I should add, by the way, that Keats is clearly fascinated by and deeply attracted to the notion of a moment suspended out of time, but it's also important to understand that he's troubled by that very attraction. One thinks of "Ode to a Nightingale" where he travels "on the viewless wings of poesy" to be with the Nightingale in a kind of magical moment of creative fiat ("Already with thee!"). But as soon as he finds himself there signs of trouble and discontent emerge: "I cannot see what flowers are at my feet, / Nor what soft incense hangs upon the boughs." Even giving himself over to the Nightingale's song won't do:
                Now more than ever seems it rich to die,
         To cease upon the midnight with no pain,
                While thou art pouring forth thy soul abroad
                        In such an ecstasy!
         Still wouldst thou sing, and I have ears in vain—
                   To thy high requiem become a sod. 
And, in the end, he has to call into question the power even of art to defeat time (just as he does in "Ode on a Grecian Urn"):
Adieu! the fancy cannot cheat so well
         As she is fam'd to do, deceiving elf. 
We find a similar sense of the mingled danger and attraction of being "suspended" out of the ordinary time of mortality in "La Belle Dame Sans Merci" and, in a different vein, "The Eve of St. Agnes" (the lover's dreamworld is seductive, but we must flee out into the storm at the end).
posted by yoink at 12:27 PM on May 9, 2014


@yoink @jamjam I think your continued debate about the other Keats (the reason I came to this thread as well) , and the existence (or non-) of a "single, unchanging moment", and it's preservation (or not) is great. Especially in the context of what this modern Keats actually does, in general, and is doing in this particular piece.

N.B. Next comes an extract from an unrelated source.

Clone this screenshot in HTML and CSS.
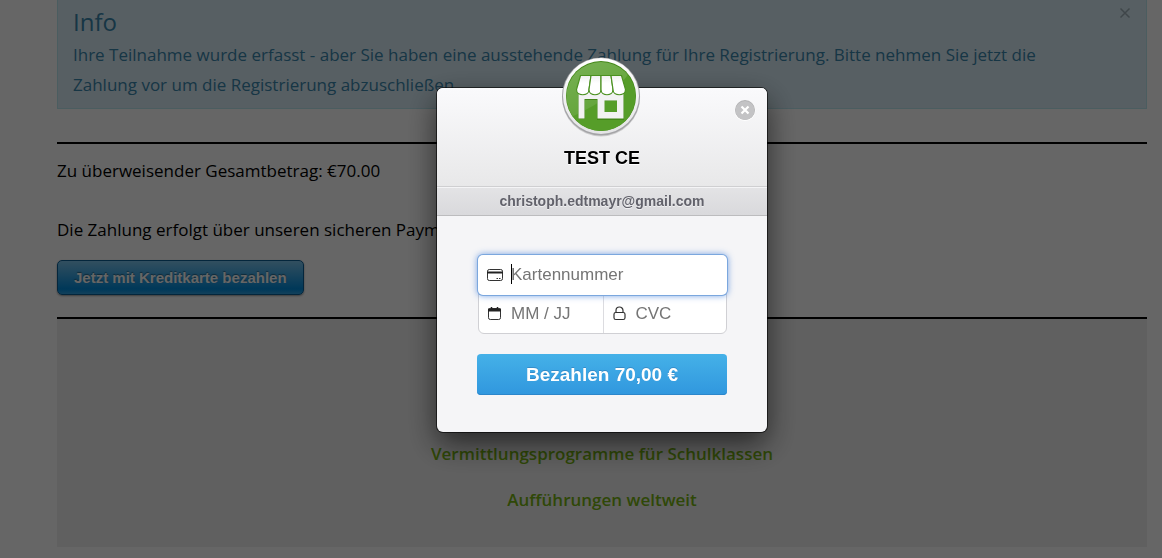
FILE: index.html
```html
<!DOCTYPE html>
<html lang="de">
<head>
    <meta charset="UTF-8">
    <meta name="viewport" content="width=device-width, initial-scale=1.0">
    <title>Zahlung</title>
    <link rel="stylesheet" href="styles.css">
</head>
<body>
    <main class="page">
        <div class="alert">
            <div class="alert-text">
                <h4>Info</h4>
                <p>Ihre Teilnahme wurde erfasst - aber Sie haben eine ausstehende Zahlung für Ihre Registrierung. Bitte nehmen Sie jetzt die Zahlung vor um die Registrierung abzuschließen.</p>
            </div>
            <button type="button" class="alert-close" aria-label="Schließen">
                <svg width="12" height="12" viewBox="0 0 12 12"><path d="M1.5 1.5l9 9M10.5 1.5l-9 9" stroke="#9fb0b8" stroke-width="1.5"/></svg>
            </button>
        </div>

        <section class="payment">
            <p>Zu überweisender Gesamtbetrag: €70.00</p>
            <p>Die Zahlung erfolgt über unseren sicheren Payment</p>
            <button type="button" class="pay-button">Jetzt mit Kreditkarte bezahlen</button>
        </section>

        <footer class="links">
            <a href="#">Vermittlungsprogramme für Schulklassen</a>
            <a href="#">Aufführungen weltweit</a>
        </footer>
    </main>

    <div class="overlay">
        <div class="checkout" role="dialog" aria-labelledby="shopName">
            <header class="checkout-header">
                <svg class="logo" width="80" height="80" viewBox="0 0 80 80">
                    <defs>
                        <linearGradient id="ring" x1="0" y1="0" x2="0" y2="1">
                            <stop offset="0" stop-color="#fff"/>
                            <stop offset="1" stop-color="#e4e4e6"/>
                        </linearGradient>
                        <linearGradient id="shine" x1="0" y1="0" x2="0.6" y2="1">
                            <stop offset="0" stop-color="#fff" stop-opacity="0.22"/>
                            <stop offset="1" stop-color="#fff" stop-opacity="0.06"/>
                        </linearGradient>
                        <linearGradient id="cloth" x1="0" y1="0" x2="0" y2="1">
                            <stop offset="0" stop-color="#f0f0f0"/>
                            <stop offset="0.4" stop-color="#fff"/>
                        </linearGradient>
                        <clipPath id="disc"><circle cx="40" cy="39.5" r="34.5"/></clipPath>
                    </defs>
                    <circle cx="40" cy="40.5" r="39" fill="#000" opacity="0.15"/>
                    <circle cx="40" cy="39.5" r="39" fill="#a4a4a7"/>
                    <circle cx="40" cy="39" r="38" fill="url(#ring)"/>
                    <circle cx="40" cy="39" r="35" fill="#438718"/>
                    <circle cx="40" cy="39.5" r="34.5" fill="#569d29"/>
                    <path d="M0 0h76C66 26 46 44 10 60H0z" fill="url(#shine)" clip-path="url(#disc)"/>
                    <!-- shop walls -->
                    <path d="M17 36h46v27H36V43H24v19h-7zM43 44v12h13V44z" fill="#438718" fill-rule="evenodd"/>
                    <path d="M17.5 35h45v26.500H36.500V42H23.500v19.500h-6zM43.500 43.500v11.500h12.500V43.500z" fill="#f2f2f2" fill-rule="evenodd"/>
                    <!-- awning -->
                    <g fill="url(#cloth)" stroke="#4b9120" stroke-width="1.2">
                        <path d="M19.500 18.500h10.500L28 32.500c0 7-12.500 7-12.500 0z"/>
                        <path d="M30 18.500h10V32.500c0 7-12 7-12 0z"/>
                        <path d="M40 18.500h10L52 32.500c0 7-12 7-12 0z"/>
                        <path d="M50 18.500h10.500L64.500 32.500c0 7-12.500 7-12.500 0z"/>
                    </g>
                </svg>
                <h1 id="shopName">TEST CE</h1>
                <button type="button" class="checkout-close" aria-label="Fenster schließen">
                    <svg width="22" height="22" viewBox="0 0 22 22">
                        <circle cx="11" cy="11.5" r="10.5" fill="#fff"/>
                        <circle cx="11" cy="11" r="10" fill="#b2b2b4"/>
                        <circle cx="11" cy="11.5" r="9.5" fill="#c3c3c5"/>
                        <path d="M7.5 7.5l7 7M14.5 7.5l-7 7" stroke="#fff" stroke-width="2.2"/>
                    </svg>
                </button>
            </header>
            <p class="email">christoph.edtmayr@gmail.com</p>
            <form class="card-form">
                <div class="fields">
                    <label class="field field-number">
                        <svg width="16" height="16" viewBox="0 0 16 16" fill="none" stroke="#333">
                            <rect x="0.5" y="2.5" width="15" height="11" rx="1.8"/>
                            <path d="M0 5.5h16" stroke="#222" stroke-width="2"/>
                            <path d="M9.5 11.5h1.5M12 11.5h1.5"/>
                        </svg>
                        <span class="caret"></span>
                        <input type="text" placeholder="Kartennummer" aria-label="Kartennummer">
                    </label>
                    <label class="field">
                        <svg width="16" height="16" viewBox="0 0 16 16" fill="none" stroke="#333">
                            <rect x="1.5" y="2.5" width="12" height="11" rx="1.8"/>
                            <path d="M1 4h13" stroke="#222" stroke-width="3"/>
                            <path d="M4.500 1v2M10.500 1v2" stroke="#222" stroke-width="1.5"/>
                        </svg>
                        <input type="text" placeholder="MM / JJ" aria-label="Gültig bis">
                    </label>
                    <label class="field">
                        <svg width="16" height="16" viewBox="0 0 16 16" fill="none" stroke="#333" stroke-width="1.2">
                            <rect x="2" y="6.5" width="11" height="7" rx="1.8"/>
                            <path d="M4 6.5V4.500a3.500 3.500 0 0 1 7 0v2"/>
                        </svg>
                        <input type="text" placeholder="CVC" aria-label="CVC">
                    </label>
                </div>
                <button type="submit" class="submit">Bezahlen 70,00 €</button>
            </form>
        </div>
    </div>
</body>
</html>
```
FILE: styles.css
```css
* {
    box-sizing: border-box;
}

body {
    margin: 0;
    background-color: #fff;
    font-family: "Open Sans", sans-serif;
    font-size: 17px;
    line-height: 30px;
    color: #000;
    overflow: hidden;
}

h1, h4, p {
    margin: 0;
}

button {
    border: none;
    cursor: pointer;
}

.page {
    padding: 0 15px 12px 57px;
}

.alert {
    display: flex;
    align-items: flex-start;
    justify-content: space-between;
    padding: 7px 15px 8px;
    background-color: #d9edf7;
    border: 1px solid #bce8f1;
    border-top: none;
    color: #3a87ad;
}

.alert-text {
    flex: 1;
    padding-right: 50px;
}

.alert h4 {
    font-size: 24px;
    font-weight: 400;
    line-height: 30px;
    padding-bottom: 3px;
}

.alert-close {
    display: flex;
    padding: 0;
    background: none;
}

.payment {
    margin-top: 33px;
    padding: 12px 0 22px;
    border-top: 2px solid #000;
    border-bottom: 2px solid #000;
}

.payment p {
    margin-bottom: 29px;
}

.payment p + p {
    margin-bottom: 15px;
}

.pay-button {
    display: block;
    padding: 0 16px;
    border: 1px solid #0a5f97;
    border-radius: 5px;
    background: linear-gradient(#7dc5ee, #008cdd 85%, #30a2e4);
    box-shadow: 0 1px 2px rgba(0, 0, 0, 0.4);
    color: #fff;
    font: bold 15px/33px "Liberation Sans", Arial, sans-serif;
    text-shadow: 0 -1px 1px rgba(0, 0, 0, 0.4);
}

.links {
    display: flex;
    flex-direction: column;
    align-items: center;
    gap: 16px;
    padding: 120px 0 32px;
    background-color: #f0f0f0;
}

.links a {
    color: #77b312;
    font-weight: 600;
    text-decoration: none;
}

.overlay {
    position: fixed;
    inset: 0;
    display: flex;
    justify-content: center;
    align-items: flex-start;
    padding: 88px 15px 0 57px;
    background-color: rgba(0, 0, 0, 0.6);
    font-family: "Liberation Sans", Arial, sans-serif;
}

.checkout {
    width: 330px;
    border-radius: 6px;
    background-color: #f5f5f7;
    box-shadow: 0 0 0 1px rgba(0, 0, 0, 0.6), 0 12px 30px rgba(0, 0, 0, 0.6);
}

.checkout-header {
    position: relative;
    padding: 58px 0 16px;
    border-radius: 6px 6px 0 0;
    border-bottom: 1px solid #cfcfd1;
    background: linear-gradient(#fafafc, #e8e8e9);
    text-align: center;
}

.checkout-header h1 {
    font-size: 18px;
    line-height: 24px;
    text-shadow: 0 1px 0 #fff;
}

.logo {
    position: absolute;
    top: -31px;
    left: 50%;
    margin-left: -41px;
}

.checkout-close {
    position: absolute;
    top: 11px;
    right: 11px;
    display: flex;
    padding: 0;
    background: none;
}

.email {
    border-top: 1px solid #f4f4f6;
    border-bottom: 1px solid #bcbcbe;
    background: linear-gradient(#e3e3e5, #d9d9dc);
    color: #62626b;
    font-size: 14px;
    font-weight: bold;
    line-height: 27px;
    text-align: center;
    text-shadow: 0 1px 0 #f0f0f2;
}

.card-form {
    padding: 39px 40px 37px;
}

.fields {
    display: grid;
    grid-template-columns: 1fr 1fr;
    border: 1px solid #d0d0d4;
    border-radius: 6px;
    background-color: #fff;
    margin: 0 0 20px 1px;
}

.field {
    display: flex;
    align-items: center;
    gap: 8px;
    height: 39px;
    padding: 0 8px;
}

.field-number {
    position: relative;
    grid-column: 1 / 3;
    margin: -1px;
    height: 40px;
    padding-left: 9px;
    border-radius: 5px;
    background-color: #fff;
    box-shadow: 0 0 0 1px #7ba7de, 0 0 6px 1px rgba(70, 130, 220, 0.7);
}

.field:last-child {
    border-left: 1px solid #dcdce0;
}

.field svg {
    flex: none;
}

.field input {
    width: 100%;
    min-width: 0;
    padding: 0;
    border: none;
    outline: none;
    background: none;
    font: 17px/20px "Liberation Sans", Arial, sans-serif;
    caret-color: transparent;
}

.field input::placeholder {
    color: #757575;
}

.caret {
    position: absolute;
    top: 9px;
    left: 33px;
    width: 1px;
    height: 20px;
    background-color: #000;
}

.submit {
    display: block;
    width: 100%;
    padding: 0;
    border-radius: 4px;
    background: linear-gradient(#45b1e8, #3097de);
    box-shadow: inset 0 -1px 0 #2b86cb;
    color: #fff;
    font: bold 19px/41px "Liberation Sans", Arial, sans-serif;
    text-shadow: 0 -1px 0 rgba(40, 100, 160, 0.4);
}
```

WRT the original piece, i think it'll be neat to see what these capture. Visually, as well as what they actually signify (whatever the fuck that turns out to be).
posted by DGStieber at 12:31 PM on May 9, 2014


I wanted to figure out what the ISO film speed for this is so I found this pinhole camera calculator and after playing with the values some I got:

Focal Length: 50mm
Pinhole Diameter: 0.1mm
Film Size:60mm

ISO/Film Speed: .00000031

For a sunny day exposure time of 875056 Hours (100 years is 876,000 hours)

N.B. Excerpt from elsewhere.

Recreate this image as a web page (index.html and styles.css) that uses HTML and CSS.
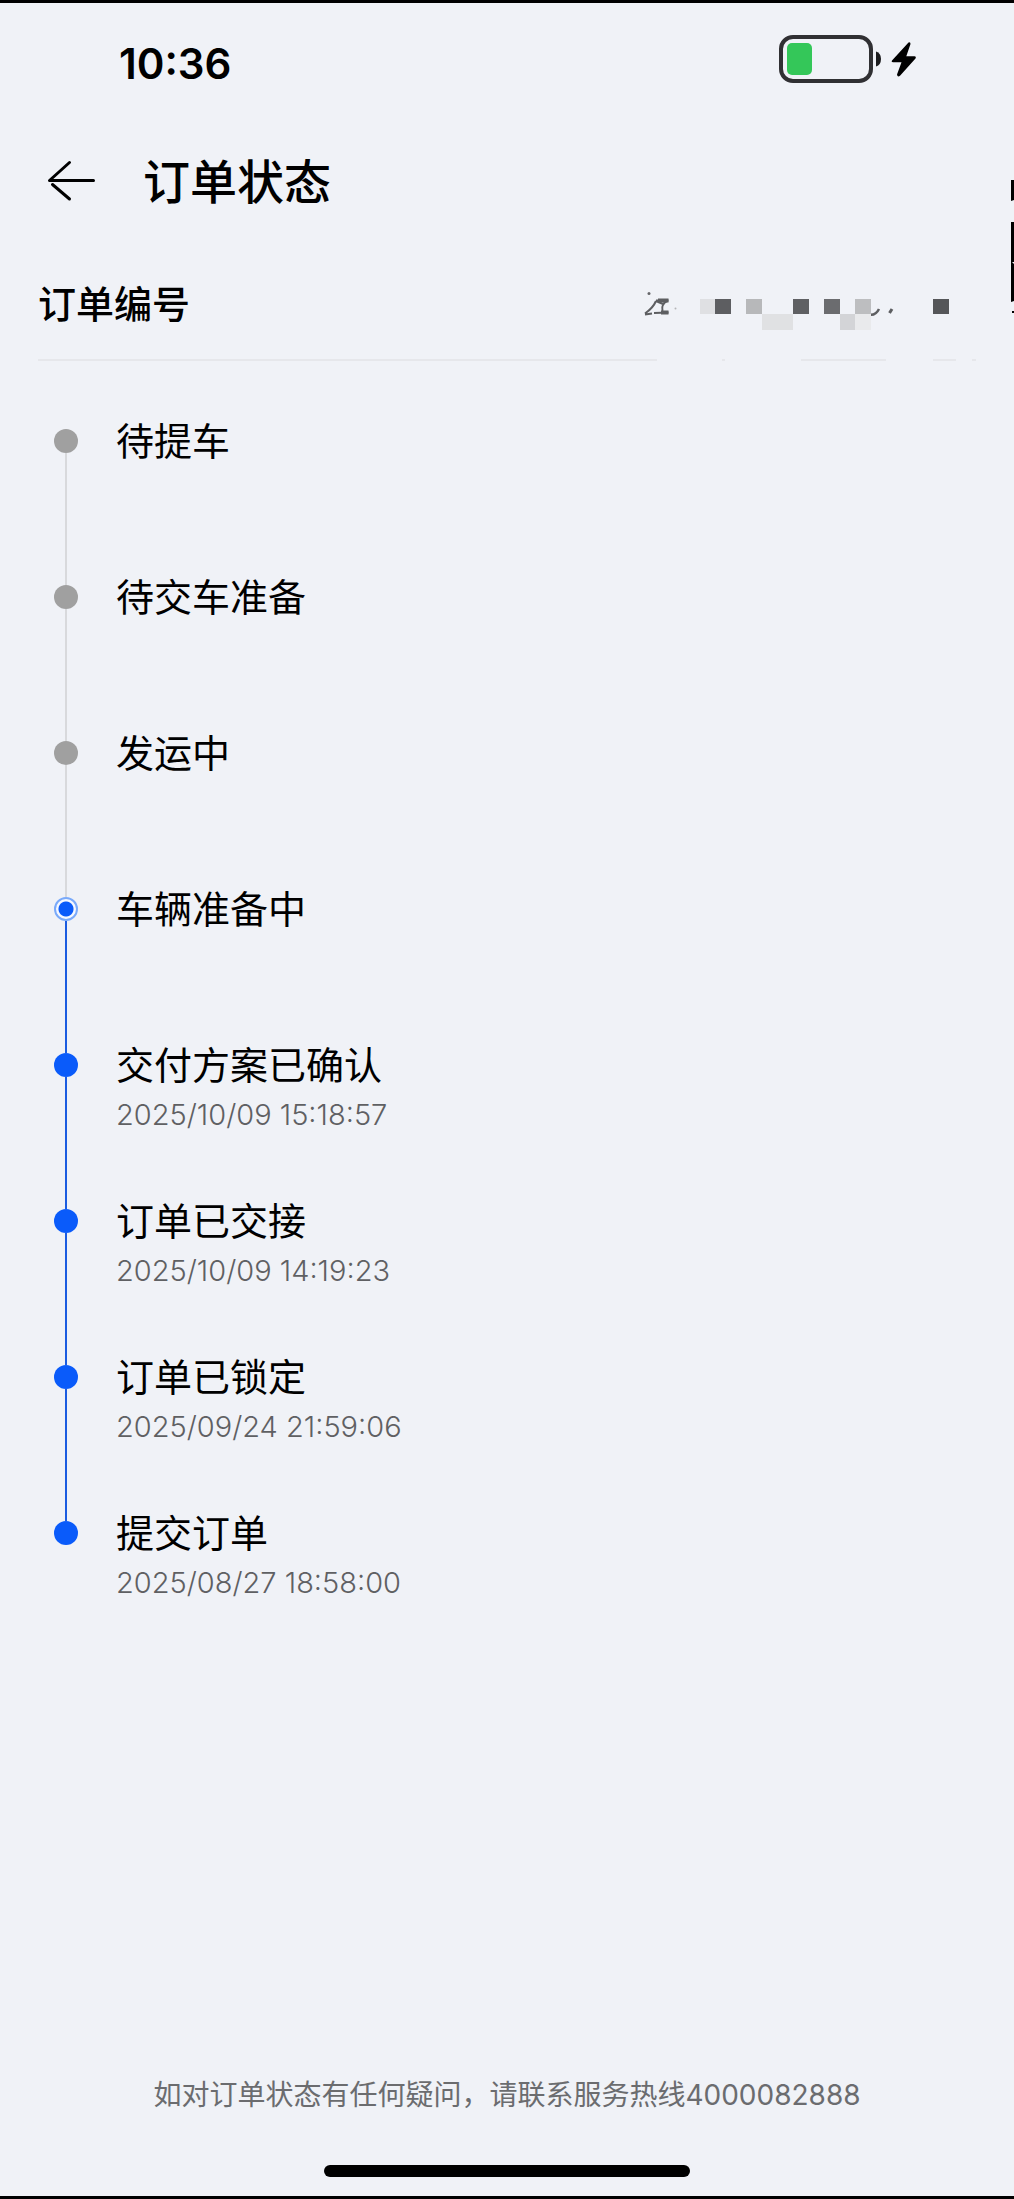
FILE: index.html
```html
<!DOCTYPE html>
<html lang="zh-CN">
<head>
<meta charset="utf-8">
<meta name="viewport" content="width=device-width, initial-scale=1">
<title>订单状态</title>
<link rel="stylesheet" href="styles.css">
</head>
<body>
<div class="screen">
  <div class="status-bar">
    <time class="clock">10:36</time>
    <svg class="battery" viewBox="0 0 140 58" width="140" height="58" role="img" aria-label="正在充电">
      <rect x="3" y="2" width="90" height="44" rx="12" fill="none" stroke="#303033" stroke-width="4"/>
      <rect x="9" y="8" width="25" height="32" rx="5" fill="#34c759"/>
      <path d="M98 16.500Q103 18 103 24T98 31.500Z" fill="#1c1c1e"/>
      <path d="M130.500 7.500 L114 25.500 Q113 27.200 115 27.200 L123.500 27.200 L119 39.500 Q119.500 42.500 122 40.800 L137.500 23.500 Q138.500 21.500 136.500 21.300 L128.300 21.300 L132.500 9 Q132.500 6.500 130.500 7.500Z" fill="#000"/>
    </svg>
  </div>

  <header class="nav">
    <button class="back" type="button" aria-label="返回">
      <svg viewBox="0 0 50 42" width="50" height="42" fill="none" stroke="#000" stroke-width="3" stroke-linecap="round" stroke-linejoin="round">
        <path d="M23.500 2.500 3.500 20.500H47.500M6.500 24.500 23.500 39"/>
      </svg>
    </button>
    <h1 class="title">订单状态</h1>
  </header>

  <main class="content">
    <section class="order">
      <h2 class="order-label">订单编号</h2>
      <svg class="order-mask" viewBox="0 0 330 60" width="330" height="60" role="img" aria-label="订单编号已隐藏">
        <g fill="none" stroke="#5d5e61" stroke-width="2">
          <path d="M12 26.500H24.500M12 27 Q9 34 1 39.500M1 40.500 8 39.500M12 27 19 30M23 27 Q17 30 18.500 37M10 39 24.500 38.500"/>
          <path d="M14 26.500H24.500M17 38.500H24.500" stroke-width="4"/>
          <path d="M223 40Q231 43 235 35" stroke-width="2.500"/>
          <path d="M248 35 245.500 39" stroke-width="3"/>
        </g>
        <circle cx="5" cy="19.500" r="1.500" fill="#66676a"/>
        <circle cx="31.500" cy="34.500" r="1" fill="#b5b6b8"/>
        <rect x="56" y="25" width="15" height="15" fill="#dfe0e3"/>
        <rect x="71" y="25" width="16" height="15" fill="#5d5e61"/>
        <rect x="102" y="25" width="16" height="15" fill="#b7b8ba"/>
        <rect x="118" y="40" width="31" height="16" fill="#e0e1e3"/>
        <rect x="149" y="25" width="16" height="15" fill="#5f6063"/>
        <rect x="180" y="25" width="16" height="15" fill="#6b6c6f"/>
        <rect x="196" y="40" width="15" height="16" fill="#d3d4d7"/>
        <rect x="211" y="25" width="16" height="15" fill="#bdbec0"/>
        <rect x="211" y="40" width="16" height="16" fill="#e9eaec"/>
        <rect x="289" y="25" width="16" height="15" fill="#555659"/>
      </svg>
    </section>
    <hr class="divider">

    <ol class="timeline">
      <li class="step"><span class="marker"></span><div class="info"><h3>待提车</h3></div></li>
      <li class="step"><span class="marker"></span><div class="info"><h3>待交车准备</h3></div></li>
      <li class="step"><span class="marker"></span><div class="info"><h3>发运中</h3></div></li>
      <li class="step current" aria-current="step"><span class="marker"></span><div class="info"><h3>车辆准备中</h3></div></li>
      <li class="step done"><span class="marker"></span><div class="info"><h3>交付方案已确认</h3><time>2025/10/09 15:18:57</time></div></li>
      <li class="step done"><span class="marker"></span><div class="info"><h3>订单已交接</h3><time>2025/10/09 14:19:23</time></div></li>
      <li class="step done"><span class="marker"></span><div class="info"><h3>订单已锁定</h3><time>2025/09/24 21:59:06</time></div></li>
      <li class="step done"><span class="marker"></span><div class="info"><h3>提交订单</h3><time>2025/08/27 18:58:00</time></div></li>
    </ol>
  </main>

  <footer class="footer">
    <p class="hotline">如对订单状态有任何疑问，请联系服务热线4000082888</p>
    <div class="home-bar"></div>
  </footer>

  <svg class="edge" viewBox="0 0 3 134" width="3" height="134" aria-hidden="true">
    <path d="M0 0H3V20L0 21ZM0 42H3V121L0 122ZM1 131H3V133H1Z" fill="#000"/>
    <path d="M1 82H3V84Z" fill="#f0f2f7"/>
  </svg>
</div>
</body>
</html>
```

FILE: styles.css
```css
*,
*::before,
*::after {
  box-sizing: border-box;
}

body,
h1,
h2,
h3,
p,
ol {
  margin: 0;
  padding: 0;
}

body {
  background: #f0f2f7;
  color: #000;
  font-family: Inter, "Noto Sans CJK SC", sans-serif;
}

.screen {
  position: relative;
  display: flex;
  flex-direction: column;
  min-height: 100vh;
  border-top: 3px solid #000;
  border-bottom: 3px solid #000;
}

.status-bar {
  display: flex;
  align-items: center;
  justify-content: space-between;
  height: 122px;
  padding: 0 96px 0 119px;
}

.clock {
  padding-bottom: 2px;
  font-size: 42px;
  font-weight: 600;
}

.nav {
  display: flex;
  align-items: center;
  gap: 47px;
  height: 112px;
  padding: 0 46px;
}

.back {
  display: flex;
  padding: 0;
  border: 0;
  background: none;
}

.title {
  padding-bottom: 6px;
  font-size: 47px;
  font-weight: 500;
}

.content {
  flex: 1;
  padding: 0 38px;
}

.order {
  display: flex;
  align-items: center;
  justify-content: space-between;
  height: 122px;
  padding: 12px 2px 0 0;
}

.order-label {
  padding-bottom: 6px;
  font-size: 38px;
  font-weight: 500;
}

.divider {
  height: 2px;
  margin: 0;
  border: 0;
  background: linear-gradient(to left,
    #e6e7eb 4px, transparent 4px 20px,
    #e6e7eb 20px 43px, transparent 43px 90px,
    #e6e7eb 90px 175px, transparent 175px 251px,
    #e6e7eb 251px 254px, transparent 254px 319px,
    #e6e7eb 319px);
}

.timeline {
  margin-top: 68px;
  padding-left: 16px;
  list-style: none;
}

.step {
  display: flex;
  gap: 38px;
  min-height: 156px;
  --dot: #a0a0a0;
  --line: #d8d9dc;
}

.done,
.current {
  --dot: #0a5bfa;
  --line: #1b5ce0;
}

.marker {
  display: flex;
  flex-direction: column;
  align-items: center;
  width: 24px;
}

.marker::before {
  content: "";
  width: 24px;
  height: 24px;
  border-radius: 50%;
  background: var(--dot);
}

.current .marker::before {
  border: 2px solid #7aaafa;
  background: radial-gradient(circle, #0a5bfa 7px, #f5f8ff 8px);
}

.marker::after {
  content: "";
  flex: 1;
  width: 2px;
  background: var(--line);
}

.step:last-child .marker::after {
  display: none;
}

.info {
  margin-top: -14px;
}

.info h3 {
  font-size: 38px;
  font-weight: 400;
  line-height: 52px;
}

.info time {
  display: block;
  color: #5f6063;
  font-size: 29px;
  font-weight: 300;
  line-height: 48px;
}

.footer {
  display: flex;
  flex-direction: column;
  align-items: center;
  gap: 50px;
  padding-bottom: 19px;
}

.hotline {
  color: #6b6c6f;
  font-size: 28px;
  font-weight: 400;
  line-height: 40px;
}

.home-bar {
  width: 36%;
  height: 12px;
  border-radius: 6px;
  background: #000;
}

.edge {
  position: absolute;
  top: 177px;
  right: 0;
}
```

I'm very curious as to what kind of film and emulsion is being used and how it is made. The precision involved in making film just barely sensitive enough to have an exposure time that long must be incredible.
posted by metaphorever at 5:43 PM on May 9, 2014


I think it isn't film at all, just regular black dyed cardboard. It will fade more in the over exposed areas, less in the under exposed, making an image.